Strong winds threatened to send athletes all sorts of angles. WW South's Tom Ansiel was in and out of pole vault long enough to win at 14 feet, 7 inches. Joe Zubak, followed by teammate Colton McGlynn in the 300 hurdles, earned the win despite a gust that "lifted me up a little bit and pushed (me) completely forward."

Distance runners learned bravery counted for squat against a wind that, to quote one overheard runner, "punched me in the chest."

Naperville Central sophomore Thomas Shilgalis paced Marmion's Michael Ronzone in the 3,200 then capitalized to win in 9 minutes, 50.40 seconds, the sole runner to surpass 10 minutes.

"I waited to tire him out," Shilgalis said.

WW South senior Joe Kratz watched and learned to win the 800, his first invitational title.

"I just saw that the kids who went out first kind of ended up dying off," Kratz said. "So I just thought it'd be smart to draft off someone for at least the first half of the race."

Early in the meet Metea Valley's Alonzo Taylor-Jones sang the national anthem with teammates Matt Webb and Prithvi Bandaru. Near the end Taylor-Jones won the 200-meter dash in 22.79 seconds, Webb in third and another Mustang, Ben Loutsis, in fifth.

"This meet is always kind of iffy with the weather situation, especially wind," said Taylor-Jones, second in the 100 at 11.22. "But to me it's more like a workout day because we are running into 20-something miles per hour wind, and so it really just pushes you, basically, to get faster times for your next meet."

Marmion was the sole Class 2A team in the meet, and for runners such as Ben Powell, Quinn Gratz, Michael Ronzone and Seth Groom to place fifth in the 1,600-meter relay finale pleased Cadets coach Dan Thorpe.

"We know who we are sprint-wise, but if we can execute and get the baton around in big meets that will correlate to a fourth, fifth, and we're OK with that with some of the talent that we do have. We've got to just continue to score at every opportunity. Compete and score," Thorpe said.

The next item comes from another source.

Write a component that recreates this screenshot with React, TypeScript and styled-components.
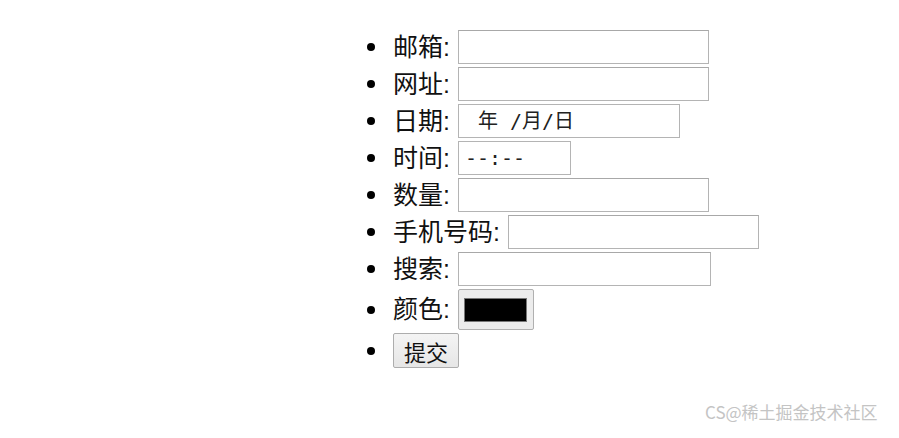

Ronzone did that in the 3,200 with his second-place time of 10:00.01 seconds. So did junior Zach Urwiler in the 100, reaching the finals and placing sixth. Individually, Gratz took third in the 800-meter run. Freshman pole vaulter Andrew Saloga was cleared to compete on the varsity level, and would have place third there at 12-1.

Marmion junior Seth Groom should compete and score in any meet he enters including the state series. Third last year in the Class 2A triple jump and a three-event winner at the Top Times indoor meet this March, at Metea Groom finished second in the 400, won long jump at 22-6 and won triple jump at 46-4, nearly 3 feet farther then the runner-up.

Groom's training technique this week included sitting in a chair in the jump pits. He could have used a chair on Saturday as he waited for any other jumper to approach his marks and force him back into action. The junior made two attempts in each discipline, each longer than any other athlete's best marks.

Inactivity can pose its own problems, though they were unapparent.

"Then you start watching everyone and you start looking at their form and you start thinking about yours, over-criticizing or not criticizing yourself enough," Groom said. "So then you just start thinking way too much."